Unexpected Fee Spikes: Network demand shifted between transaction submission and confirmation. Use fixed gas price strategies during volatile periods rather than market-rate adjustments.

Stuck Transactions: Insufficient priority tip on EIP-1559 networks. Cancel via a zero-value transfer with identical nonce but higher tip, or wait 24+ hours for mempool clearance.

Actionable Strategy: Your Gas Optimization Checklist

1. Monitor Before Acting: Check Etherscan or Blocknative. Never transact blind.

2. Time Strategically: Batch operations during weekends or 8–10 AM UTC when fees typically bottom.

3. Choose Your Layer: For small amounts or frequent trading, Layer-2 adoption (zkSync, Arbitrum) provides immediate 50–100x savings versus mainnet.

4. Set Realistic Limits: Research transaction types beforehand. Token swaps need 65,000+ gas; simple transfers need 21,000. Overestimate rather than fail.

5. Use Wallet Helpers: MetaMask and other major wallets now provide gas estimation and adjustment interfaces—leverage them.

6. Consider Alternatives: For staking, use centralized services or protocols offering efficient batched processing rather than handling directly.

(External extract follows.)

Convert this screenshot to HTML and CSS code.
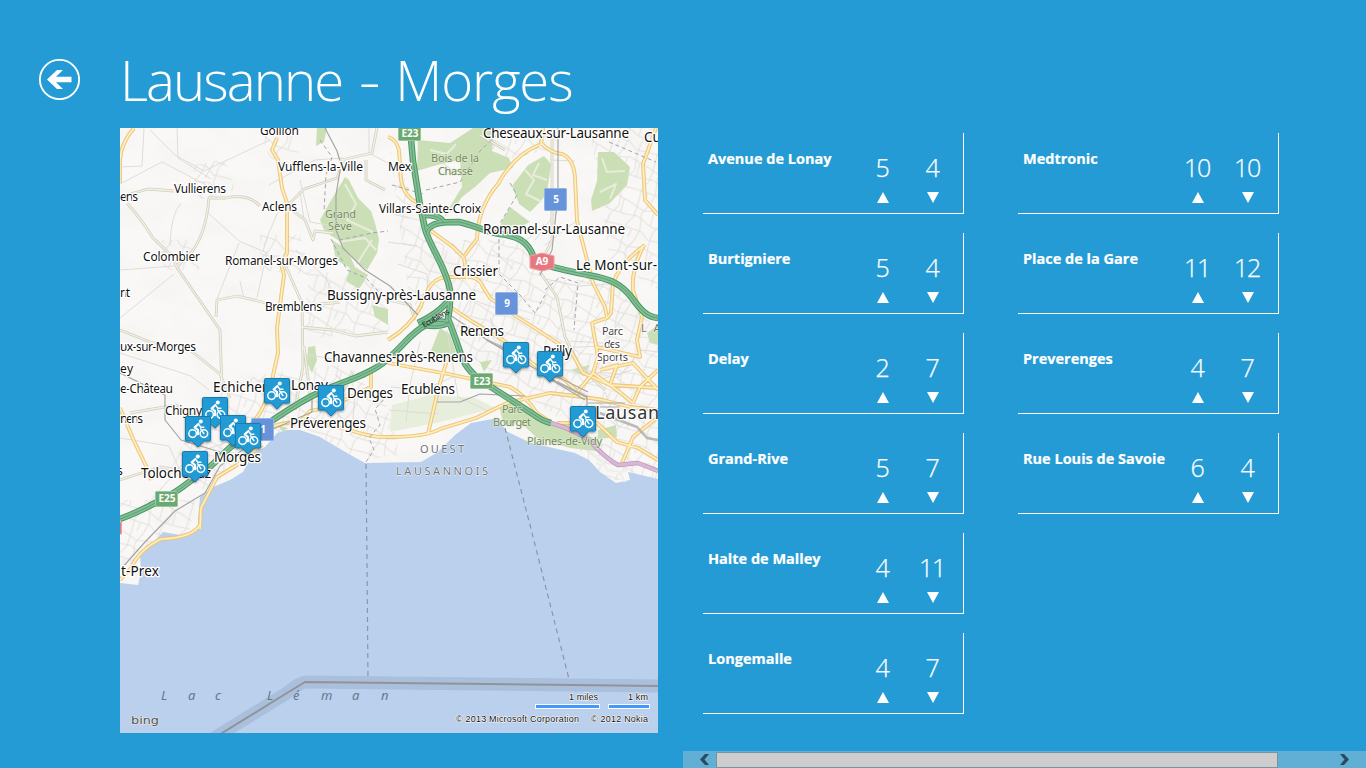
FILE: index.html
```html
<!DOCTYPE html>
<html lang="en">
<head>
<meta charset="utf-8">
<title>Lausanne - Morges</title>
<link rel="stylesheet" href="styles.css">
</head>
<body>
<div class="app">
<header class="header">
  <svg class="back" viewBox="0 0 42 42" width="42" height="42"><circle cx="21.500" cy="20.500" r="19.600"/><path d="M9 20.500 19 11H25L18 17.700H33.500V23.300H18L25 30H19Z"/></svg>
  <h1 class="title"><span class="tight">Lausanne</span> <span class="dash">-</span> <span class="loose">Morges</span></h1>
</header>
<main class="content">
<svg class="map" viewBox="120 128 538 605" width="538" height="605">
  <defs>
    <g id="pin">
      <path class="pin-shape" d="M1.5 .5H24.5Q25.5 .5 25.5 1.5V24Q25.5 25 24.5 25H18.8L13 31 7.2 25H1.5Q.5 25 .5 24V1.5Q.5 .5 1.5 .5Z"/>
      <circle class="wheel" cx="7.6" cy="17.600" r="3.800"/><circle class="wheel" cx="18.900" cy="17.600" r="3.800"/>
      <circle class="head" cx="15.800" cy="5.500" r="2"/>
      <path class="rider" d="M13.4 8 9.7 11.4 13 14.2V18.2"/>
      <path class="frame" d="M13.8 8.6 15.9 11.2H18.8M15.7 12.8 18.9 17.6"/>
    </g>
    <path id="a1" d="M120 519 C142 511 155 503 170 495 S190 480 203 472 C216 463 222 454 232 446 L273 420 C292 407 305 399 322 391 C342 382 366 376 383 363 C400 350 411 332 426 325 Q438 319 449 323"/>
    <path id="e23" d="M410 128 L413 161 420 205 425 229 C430 247 446 267 450 290 Q451 304 448 319 C454 333 458 347 463 360 C469 372 478 379 491 387 C508 398 522 407 533 414 Q542 421 551 423"/>
    <path id="a9" d="M426 232 C431 222 443 222 459 222 C474 225 486 232 500 234 C516 236 528 240 534 258 C540 265 560 269 588 275 C612 279 622 285 632 298 C642 312 648 317 658 318 M424 215 Q440 215 443 222 M418 323 Q445 310 451 295 M425 325 Q441 328 449 322"/>
    <path id="orange" d="M134 128 Q121 143 120 160V183 M277 138 272 150 278 160 282 188 287 203V253L281 264 284 275 277 328 278 353 272 380Q265 412 250 425 M388 137Q396 139 399 150L401 180Q404 197 418 203 M539 145Q514 155 498 184Q478 207 477 239L465 255 M541 143Q550 153 562 154Q574 159 575 178L577 221 593 283 605 307 607 318 592 323 595 340 598 357 593 373 617 390 633 403 M541 145 543 128 M430 230 453 247 464 258 467 279 M388 340Q410 327 421 306Q430 275 450 277H465Q479 276 483 287L490 298 517 317 530 325 550 338 572 353 583 373 610 385 658 388 M450 307 473 322 503 340 537 367 565 380 583 397 603 400 630 407 658 410 M658 215 645 200 643 164 656 128 M645 245Q621 262 613 283L611 313 607 318 M644 245Q631 270 633 290L642 317 637 340 640 357 597 347 M388 437Q427 437 440 429L476 418 507 403 550 393 583 397 M388 363 448 374 510 387Q525 395 537 413L551 422 M428 434 438 390 447 360 M600 370 633 363 658 390 M557 423H597L617 442 638 448 658 460 M622 463 633 437 658 417 M593 373 575 395 M610 385 617 365 600 370 M633 403 640 387 658 370 M200 529 201 508 217 477 237 465 250 454 262 445 M267 428Q288 421 307 421L347 429Q371 438 388 437 M200 525Q192 538 161 539Q140 549 131 568L120 580 M120 408 134 441 147 468 151 480 M298 424 310 411 330 407 371 387V371"/>
    <path id="beige" d="M120 197 148 189 174 191 M127 203Q142 220 153 238L173 257 176 266 220 330 222 392 M176 266Q205 249 209 198L226 198Q248 193 260 206 M287 206 304 189 337 178 344 159 M287 206 305 220 313 240 315 231 333 233 M216 317 217 300 237 296 258 301 283 307 313 305 340 302 M283 260 302 303 303 366 299 388 295 410 M120 330 150 342 190 350 220 374 230 398 M301 327 332 330 355 336 388 332 M377 128 372 153 341 160 M366 160V180L385 190 M388 300 410 305 415 320 M540 272 557 297 565 337 580 367 605 390 M540 265 552 240 552 130 M480 135 505 150 M120 480 160 467 189 472 M310 394 304 346 M340 398 353 371 M130 413 176 405 207 420"/>
    <path id="lane" d="M144 128 142 166 120 167 M150 130 175 155 204 171 270 140 M177 128 178 158 211 179 M120 184 162 162 206 185 M205 178 215 161 M181 203Q171 214 170 245 M208 213 239 241 267 253 M239 243 217 299 M267 252 257 298 M174 274 120 318 M120 270 174 266 M281 205 268 235 263 251 M269 185 315 160 343 158 M300 180 310 222 345 228 M240 281 244 299 M296 250 326 278 335 298 M300 191 304 220 M120 353 191 376 209 390 M120 438 169 446 182 475 M302 354 346 361 388 354 M328 391 345 428 M145 507 191 455 233 440 M335 374 355 393 353 419 M369 128V153L388 163 M388 213 409 218 M388 242 417 246 M398 264 427 274 428 300 M430 154 459 175 M550 160 575 161 M557 211 535 240 M575 222 545 245 M544 224 520 246 M452 243 467 258 M492 249 513 269 M546 279 578 286 609 284 M464 297 530 320 M555 348 604 346 632 301 M570 341 617 344 M565 370 620 374 M572 388 632 370 M617 378 642 350 658 352 M605 392 618 426 M447 330 458 397 490 412 M420 342 410 385 406 422 M391 387 423 390 455 376 M389 410 438 414 M490 318 503 350 M475 289 462 314"/>
    <pattern id="streets" width="47" height="39" patternUnits="userSpaceOnUse" patternTransform="rotate(24)"><path class="street" d="M0 6 16 9 29 4 47 6M0 19 12 16 30 21 47 19M0 31 22 29 31 34 47 31M7 0 9 18 5 28 7 39M19 0 15 12 20 28 19 39M34 0 38 14 33 25 34 39M26 5 28 20M40 6 42 19M12 31V39"/></pattern>
    <filter id="noise"><feTurbulence type="fractalNoise" baseFrequency=".026 .04" numOctaves="3" seed="8"/><feColorMatrix values="0 0 0 0 .76 0 0 0 0 .76 0 0 0 0 .73 0 0 0 1.8 -.72"/></filter>
    <filter id="shadow"><feDropShadow dx="0" dy="1" stdDeviation="1.1" flood-opacity=".45"/></filter>
  </defs>
  <rect class="land" x="120" y="128" width="538" height="605"/>
  <rect x="120" y="128" width="538" height="460" filter="url(#noise)" opacity=".2"/>
  <path fill="url(#streets)" d="M455 240 520 240 545 280 610 280 635 300 658 335V480H600L555 415 485 370 450 330ZM480 128H560L552 150 500 160ZM390 150 420 210 480 300 410 305ZM210 390 260 375 340 365 385 400 400 455 360 460 300 425 205 490 170 470ZM590 128 658 128V290L610 260ZM260 130 290 130 300 155 270 160ZM190 165 225 160 235 190 200 200ZM155 240 190 240 200 270 165 270ZM260 235 300 235 310 275 260 270ZM310 270 380 280 390 330 300 340ZM120 500 195 500 190 530 120 570Z"/>
  <path class="forest" d="M418 140 450 143 473 128 495 128 492 151 509 158 513 168 490 173 475 187 462 197 453 210 444 217 457 195 462 187 460 160 437 165 417 171Z M345 177 349 180 358 198 371 211 375 223 379 239 377 253 367 270 355 260 338 240 325 232 320 220 330 202Z M317 128 327 128 324 142 316 146Z M332 240 347 249 355 267 368 275 359 289 346 281 350 268 336 260Z M372 305 388 309V325L375 317Z M544 156 551 164 547 193 541 201 530 212 519 204 512 186 528 165Z M598 152 614 152 630 167 627 185 610 203 592 211 591 200 597 181Z M530 222 510 207 502 221 497 234 510 232Z M308 347 315 346 317 360 312 373 307 363Z M277 425 288 428 283 432Z M499 406 513 398 540 420 575 426 600 443 596 451 570 448 537 438 520 422 504 426Z M440 328 450 334 456 352 448 359 430 353Z M598 430 616 425 617 437 598 439Z M570 370 590 365 584 376Z M480 362 492 360 484 372Z M647 333 658 325V345L650 343Z"/>
  <path class="meadow" d="M392 405 430 395 475 398 495 408 440 422 390 432Z"/>
  <path class="forest-trail" d="M345 184 356 204 347 220 373 232M339 242 365 238 376 250M357 264 372 240M525 170 534 180 526 194 542 202M539 163 533 175 547 180M602 158 607 172 625 171M600 192 616 184 610 199M430 150 447 154 456 144"/>
  <use href="#lane" class="lane"/>
  <use href="#beige" class="beige-case"/><use href="#beige" class="beige-fill"/>
  <path class="water" d="M658 479 628 472 630 480 616 483 600 472 589 460 575 453 531 443 506 431 498 418 471 423 455 435 438 452 421 462 365 463 347 453 320 437 300 430 287 430 277 433 265 447 253 453 243 472 230 480 213 487 200 497 198 520V529L180 535 163 532 153 543 140 555 141 572 138 585 120 583V733H658Z"/>
  <path class="harbour" d="M589 451 602 459 607 470 620 472 625 482M606 466 596 463M620 473 634 467"/>
  <use href="#orange" class="orange-case"/><use href="#orange" class="orange-fill"/><use href="#orange" class="orange-core"/>
  <path class="rail" d="M325 128 337 151 341 164 336 195 336 230 343 248 365 270 390 286 418 315M450 315 487 340 557 382 587 397M558 128V195L552 250 540 275M120 373 165 395 165 420 181 440 220 452M120 570 145 542 175 511 205 493 220 466 271 430 312 412V398M437 402 460 402 480 394 525 396"/>
  <path class="yard" d="M487 340 515 354M557 382 587 397M597 412 637 427 647 438 658 440"/>
  <path class="rail" d="M545 376 585 400M552 374 588 392M588 403H625M590 407H620M587 396 587 412"/>
  <path class="limits" d="M320 140 332 157 326 175 324 211M331 239 347 270 366 278 388 302M339 240 372 233 388 231M426 190 460 182 480 151 504 128M510 183 517 195 499 225V274L520 295 535 313 545 295M609 142 656 162M545 290 560 277 578 283 574 330M392 185 423 194M366 462 374 450 369 438 380 425 375 409 388 395"/>
  <use href="#a1" class="motor-case"/><use href="#e23" class="motor-case"/><use href="#a9" class="motor-case"/>
  <use href="#a1" class="motor-fill"/><use href="#e23" class="motor-fill"/><use href="#a9" class="motor-fill"/>
  <use href="#a1" class="motor-core"/><use href="#e23" class="motor-core"/><use href="#a9" class="motor-core"/>
  <path class="pink-case" d="M551 423Q575 430 590 441Q605 458 618 465L638 463 658 471"/><path class="pink-fill" d="M551 423Q575 430 590 441Q605 458 618 465L638 463 658 471"/>
  <path class="ferry" d="M366 464 367 560 368 681M505 428 530 525 570 683"/>
  <path class="border-band" d="M214 738 287 693Q300 682 307 682L658 686"/><path class="border-line" d="M214 738 287 693 305 682 658 686"/>
  <g class="labels small">
    <text x="260" y="135" textLength="39">Gollion</text><text x="278" y="171" textLength="85">Vufflens-la-Ville</text><text x="388" y="171" textLength="23">Mex</text><text x="174" y="193" textLength="52">Vullierens</text><text x="120" y="201" textLength="18">ens</text><text x="262" y="211" textLength="35">Aclens</text><text x="379" y="213" textLength="102">Villars-Sainte-Croix</text><text x="143" y="261" textLength="57">Colombier</text><text x="225" y="265" textLength="113">Romanel-sur-Morges</text><text x="120" y="297" textLength="10">nt</text><text x="265" y="311" textLength="57">Bremblens</text><text x="120" y="351" textLength="76">ux-sur-Morges</text><text x="120" y="373" textLength="13">ey</text><text x="120" y="393" textLength="53">e-Château</text><text x="120" y="423" textLength="23">nens</text><text x="165" y="415" textLength="37">Chigny</text><text x="117" y="475">s</text>
  </g>
  <g class="labels medium">
    <text x="483" y="138" textLength="146">Cheseaux-sur-Lausanne</text><text x="644" y="142">Cu</text><text x="483" y="234" textLength="142">Romanel-sur-Lausanne</text><text x="453" y="276" textLength="45">Crissier</text><text x="576" y="270" textLength="81">Le Mont-sur-</text><text x="327" y="300" textLength="149">Bussigny-près-Lausanne</text><text x="460" y="336" textLength="44">Renens</text><text x="324" y="362" textLength="149">Chavannes-près-Renens</text><text x="543" y="356" textLength="29">Prilly</text><text x="401" y="394" textLength="54">Ecublens</text><text x="213" y="392" textLength="64">Echichens</text><text x="291" y="390" textLength="37">Lonay</text><text x="347" y="398" textLength="46">Denges</text><text x="290" y="428" textLength="76">Préverenges</text><text x="214" y="462" textLength="47">Morges</text><text x="141" y="478" textLength="70">Tolochenaz</text><text x="121" y="576" textLength="38">t-Prex</text><text class="city" x="595" y="419" textLength="76">Lausann</text>
  </g>
  <g class="labels parks"><text x="325" y="218" textLength="31">Grand</text><text x="328" y="230" textLength="24">Sève</text><text x="431" y="162" textLength="48">Bois de la</text><text x="438" y="175" textLength="35">Chasse</text><text x="502" y="413" textLength="20">Parc</text><text x="493" y="426" textLength="38">Bourget</text><text x="527" y="445" textLength="75">Plaines-de-Vidy</text></g>
  <g class="labels sports"><text x="602" y="335" textLength="21">Parc</text><text x="604" y="348" textLength="16">des</text><text x="597" y="361" textLength="31">Sports</text></g>
  <g class="labels district"><text x="420" y="453" textLength="46">OUEST</text><text x="396" y="475" textLength="94">LAUSANNOIS</text><text x="641" y="332">L A</text></g>
  <text class="junction" x="424" y="328" textLength="30" transform="rotate(-30 424 328)">Ecublens</text>
  <g class="lake"><text x="161" y="700">L</text><text x="188" y="700">a</text><text x="215" y="700">c</text><text x="267" y="700">L</text><text x="293" y="700">é</text><text x="321" y="700">m</text><text x="352" y="700">a</text><text x="381" y="700">n</text></g>
  <g class="shields">
    <rect class="green" x="398.500" y="125.500" width="22" height="15" rx="1"/><text x="410" y="137">E23</text>
    <rect class="green" x="470.500" y="373.500" width="22" height="15" rx="1"/><text x="482" y="385">E23</text>
    <rect class="green" x="155.500" y="491.500" width="22" height="15" rx="1"/><text x="167" y="502">E25</text>
    <path class="red" d="M530 256 542 253 554 256V268L542 271 530 268Z"/><text x="542" y="265">A9</text>
    <rect class="blue" x="544.500" y="188.500" width="22" height="22" rx="1"/><text x="556" y="203">5</text>
    <rect class="blue" x="495.500" y="292.500" width="22" height="22" rx="1"/><text x="507" y="307">9</text>
    <rect class="blue" x="251.500" y="418.500" width="22" height="22" rx="1"/><text x="263" y="433">1</text>
    <path class="red" d="M118 522H121.500V534H118Z"/>
  </g>
  <g class="pins"><use href="#pin" x="264" y="378"/><use href="#pin" x="318" y="385"/><use href="#pin" x="202" y="397"/><use href="#pin" x="185" y="416"/><use href="#pin" x="220" y="415"/><use href="#pin" x="235" y="423"/><use href="#pin" x="182" y="451"/><use href="#pin" x="503" y="342"/><use href="#pin" x="537" y="351"/><use href="#pin" x="570" y="406"/></g>
  <text class="bing" x="131" y="724" textLength="28" lengthAdjust="spacingAndGlyphs">bing</text>
  <g class="legal"><text x="569" y="700" textLength="29">1 miles</text><text x="628" y="700" textLength="20">1 km</text><text x="456" y="722" textLength="123">© 2013 Microsoft Corporation</text><text x="591" y="722" textLength="57">© 2012 Nokia</text></g>
  <g class="scale"><rect x="535.500" y="704.500" width="64" height="4"/><rect x="608.500" y="704.500" width="41" height="4"/></g>
</svg>
<section class="stations">
  <article class="station"><h2>Avenue de Lonay</h2><div class="count"><b>5</b><i class="up"></i></div><div class="count"><b>4</b><i class="down"></i></div></article>
  <article class="station"><h2>Burtigniere</h2><div class="count"><b>5</b><i class="up"></i></div><div class="count"><b>4</b><i class="down"></i></div></article>
  <article class="station"><h2>Delay</h2><div class="count"><b>2</b><i class="up"></i></div><div class="count"><b>7</b><i class="down"></i></div></article>
  <article class="station"><h2>Grand-Rive</h2><div class="count"><b>5</b><i class="up"></i></div><div class="count"><b>7</b><i class="down"></i></div></article>
  <article class="station"><h2>Halte de Malley</h2><div class="count"><b>4</b><i class="up"></i></div><div class="count"><b>11</b><i class="down"></i></div></article>
  <article class="station"><h2>Longemalle</h2><div class="count"><b>4</b><i class="up"></i></div><div class="count"><b>7</b><i class="down"></i></div></article>
  <article class="station"><h2>Medtronic</h2><div class="count"><b>10</b><i class="up"></i></div><div class="count"><b>10</b><i class="down"></i></div></article>
  <article class="station"><h2>Place de la Gare</h2><div class="count"><b>11</b><i class="up"></i></div><div class="count"><b>12</b><i class="down"></i></div></article>
  <article class="station"><h2>Preverenges</h2><div class="count"><b>4</b><i class="up"></i></div><div class="count"><b>7</b><i class="down"></i></div></article>
  <article class="station"><h2>Rue Louis de Savoie</h2><div class="count"><b>6</b><i class="up"></i></div><div class="count"><b>4</b><i class="down"></i></div></article>
</section>
</main>
<footer class="scrollbar">
  <svg class="arrow" width="33" height="17" viewBox="0 0 33 17"><path d="M22 3H26L21.500 8.500 26 14H22L17 8.500Z"/></svg>
  <div class="thumb"></div>
  <svg class="arrow" width="33" height="17" viewBox="0 0 33 17"><path d="M11 3H7L11.500 8.500 7 14H11L16 8.500Z"/></svg>
</footer>
</div>
</body>
</html>
```
FILE: styles.css
```css
* { box-sizing: border-box; }
body { margin: 0; background: #249bd5; color: #fff; font-family: "Open Sans", "Noto Sans", sans-serif; overflow: hidden; }
.app { width: 1366px; height: 768px; display: flex; flex-direction: column; }
.header { height: 128px; display: flex; padding: 58px 0 0 38px; gap: 40px; }
.back { fill: #fff; margin-top: 1px; }
.back circle { fill: none; stroke: #fff; stroke-width: 1.900; }
.title { margin: -15px 0 0; font-size: 54.500px; line-height: 74px; font-weight: 300; white-space: nowrap; }
.tight { letter-spacing: -1.900px; }
.dash { display: inline-block; transform: scaleX(1.25); margin: 0 3px 0 4px; }
.loose { letter-spacing: -1.100px; }
.content { display: flex; height: 623px; padding-left: 120px; gap: 45px; align-items: flex-start; }
.map { display: block; flex: none; }
.stations { display: grid; grid-template-rows: repeat(6, 82px); grid-auto-flow: column; grid-auto-columns: 261px; gap: 18px 54px; padding-top: 4px; }
.station { display: flex; margin-top: 1px; height: 81px; border-right: 1px solid #fff; border-bottom: 1px solid #fff; padding-right: 5px; }
.station h2 { flex: 1; margin: 0; padding: 15px 0 0 5px; font-size: 14.500px; line-height: 22px; font-weight: 700; white-space: nowrap; -webkit-text-stroke: .2px #fff; }
.count { width: 50px; padding-top: 19px; display: flex; flex-direction: column; align-items: center; }
.count b { margin-right: 2px; font-size: 25px; line-height: 31px; font-weight: 300; letter-spacing: -1.200px; -webkit-text-stroke: .25px #fff; }
.count i { width: 12px; height: 11px; margin-top: 9px; background: #fff; }
.up { clip-path: polygon(50% 0, 100% 100%, 0 100%); }
.down { clip-path: polygon(0 0, 100% 0, 50% 100%); }
.scrollbar { width: 683px; height: 17px; margin-left: 683px; display: flex; background: #62afd6; }
.thumb { width: 562px; height: 16px; margin-top: 1px; background: #cdcdcd; border: 1px solid #7595a5; }
.arrow { fill: #294c5e; }
.arrow:last-child { margin-left: 55px; }

.land { fill: #f9f8f6; }
.street { fill: none; stroke: #dedbd7; stroke-width: .8; }
.forest { fill: #cbdfb6; }
.meadow { fill: #e7eedb; }
.map path { stroke-linejoin: round; }
.forest-trail { fill: none; stroke: #e7eddb; stroke-width: 2; }
.water { fill: #bad0ec; }
.lane, .beige-case, .beige-fill, .orange-case, .orange-fill, .orange-core, .rail, .yard, .limits, .motor-case, .motor-fill, .motor-core, .pink-case, .pink-fill, .ferry, .border-band, .border-line { fill: none; }
.lane { stroke: #deddd9; stroke-width: 1; }
.beige-case { stroke: #cfcebf; stroke-width: 2.800; }
.beige-fill { stroke: #f3f1e5; stroke-width: 1.300; }
.orange-case { stroke: #e8bf78; stroke-width: 3.800; }
.orange-fill { stroke: #f7d88f; stroke-width: 2.600; }
.orange-core { stroke: #fff2c4; stroke-width: 1.200; }
.rail { stroke: #a5a5a5; stroke-width: 1.200; }
.yard { stroke: #aaa; stroke-width: 2.500; opacity: .8; }
.limits { stroke: #a5a6ab; stroke-width: 1; stroke-dasharray: 4 3; }
.motor-case { stroke: #459765; stroke-width: 6.500; }
.motor-fill { stroke: #84bd93; stroke-width: 4.500; }
.motor-core { stroke: #55a273; stroke-width: 1; }
.pink-case { stroke: #bd96bd; stroke-width: 4.500; }
.pink-fill { stroke: #d9b7d7; stroke-width: 3; }
.harbour { fill: none; stroke: #efefed; stroke-width: 2; }
.ferry { stroke: #8798a8; stroke-width: 1.200; stroke-dasharray: 5 4; }
.border-band { stroke: #a9bfdb; stroke-width: 13; }
.border-line { stroke: #929399; stroke-width: 2; }
.map text { font-family: "Noto Sans", "Open Sans", sans-serif; }
.labels { fill: #111; stroke: #fff; stroke-width: 2.500px; paint-order: stroke; stroke-linejoin: round; }
.small { font-size: 12px; }
.medium { font-size: 13.500px; }
.map .city { font-size: 18px; fill: #333; }
.parks { font-size: 11px; fill: #75895f; stroke: #e5eed9; stroke-width: 1px; }
.sports { font-size: 11px; fill: #444; }
.district { font-size: 11px; fill: #707276; stroke-width: .8px; letter-spacing: 2px; }
.junction { font-size: 8px; fill: #222; }
.lake { font-size: 13px; font-style: italic; fill: #61788f; }
.shields { fill: #fff; stroke: none; font-size: 10px; font-weight: 700; text-anchor: middle; }
.green { fill: #6aaa71; stroke: #9bc59d; }
.blue { fill: #6693da; stroke: #96b4e3; }
.red { fill: #e57880; stroke: #efa0a4; }
.pins { filter: url(#shadow); }
.pin-shape { fill: #249bd5; stroke: #147bb2; stroke-width: 1; }
.wheel { fill: none; stroke: #fff; stroke-width: 1.500; }
.head { fill: #fff; }
.rider, .frame { fill: none; stroke: #fff; stroke-linecap: round; }
.rider { stroke-width: 2.200; }
.frame { stroke-width: 1.500; }
.map .bing { font-family: "DejaVu Sans", sans-serif; font-size: 10px; fill: #555; stroke: #e8e8e8; stroke-width: 1px; paint-order: stroke; }
.map .legal text { font-family: "Liberation Sans", Arial, sans-serif; font-size: 9px; fill: #111; stroke: #fff; stroke-width: 1px; paint-order: stroke; }
.scale { fill: #4298ff; stroke: #fff; }
```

Looking Ahead: The Trajectory of ETH Gas Economics

As Ethereum matures, gas fees will cease being a barrier to entry. The combination of Layer-2 scaling, Dencun’s rollup optimizations, and future sharding upgrades creates a clear roadmap: transaction costs will eventually become negligible, perhaps sub-cent across the board.

In the interim, informed users who monitor prices, batch operations, and leverage Layer-2 solutions can reduce expenses by orders of magnitude. The inefficiency is not permanent; it’s a transitional feature of a network upgrading in real-time while maintaining perfect security and decentralization.

Your competitive advantage lies not in accepting high costs, but in architecting transactions around the realities of current economics—timing, layering, and batching your way to efficiency. Master these principles, and gas fees become a minor line item rather than a transaction killer.